When Cedd had for many years held the office of bishop in the aforesaid 
province, and also taken charge of this monastery, over which he placed 
provosts,it happened that he came thither at a time when there was plague, and 
fell sick and died. He was first buried without the walls; but in the process of 
time a church was built of stone in the monastery, in honour of the Blessed 
Mother of God, and his body was laid in it, on the right side of the altar.

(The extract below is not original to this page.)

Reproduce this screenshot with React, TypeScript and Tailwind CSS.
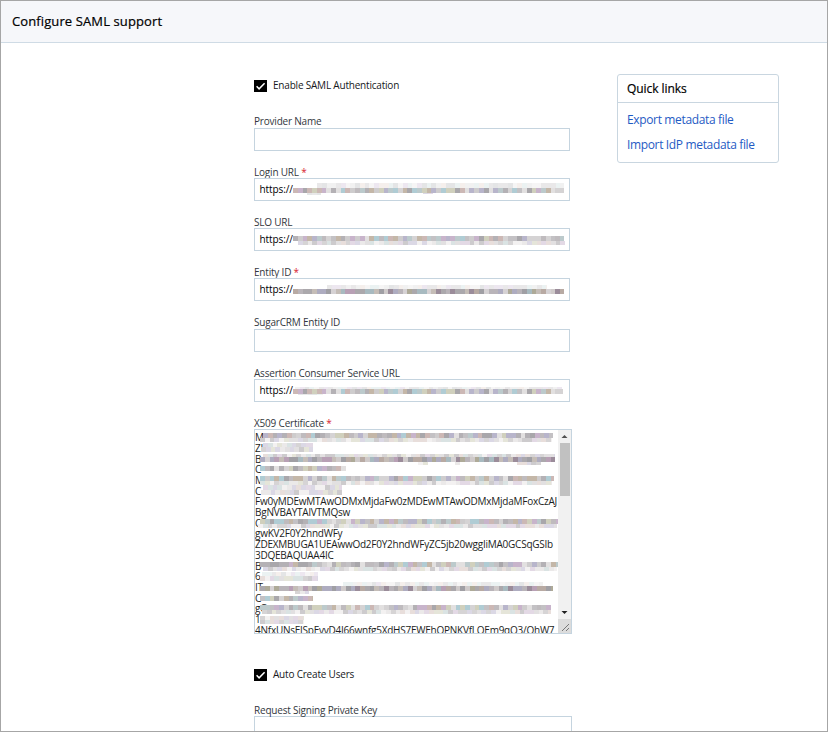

The bishop left the monastery to be governed after him by his brother Ceadda,who 
was afterwards made bishop, as shall be told hereafter. For, as it rarely 
happens, the four brothers we have mentioned, Cedd and Cynibill, and Caelin and 
Ceadda, were all celebrated priests of the Lord, and two of them also came to be 
bishops. When the brethren who were in his monastery, in the province of the 
East Saxons,heard that the bishop was dead and buried in the province of the 
Northumbrians, about thirty men of that monastery came thither, being desirous 
either to live near the body of their father, if it should please God, or to die 
and be buried there. Being gladly received by their brethren and fellow soldiers 
in Christ, all of them died there struck down by the aforesaid pestilence, 
except one little boy, who is known to have been saved from death by the prayers 
of his spiritual father. For being alive long after, and giving himself to the 
reading of Scripture, he was told that he had not been regenerated by the water 
of Baptism, and being then cleansed in the layer of salvation, he was afterwards 
promoted to the order of priesthood, and was of service to many in the church. I 
do not doubt that he was delivered at the point of death, as I have said, by the 
intercession of his father, to whose body he had come for love of him, that so 
he might himself avoid eternal death, and by teaching, offer the ministry of 
life and salvation to others of the brethren.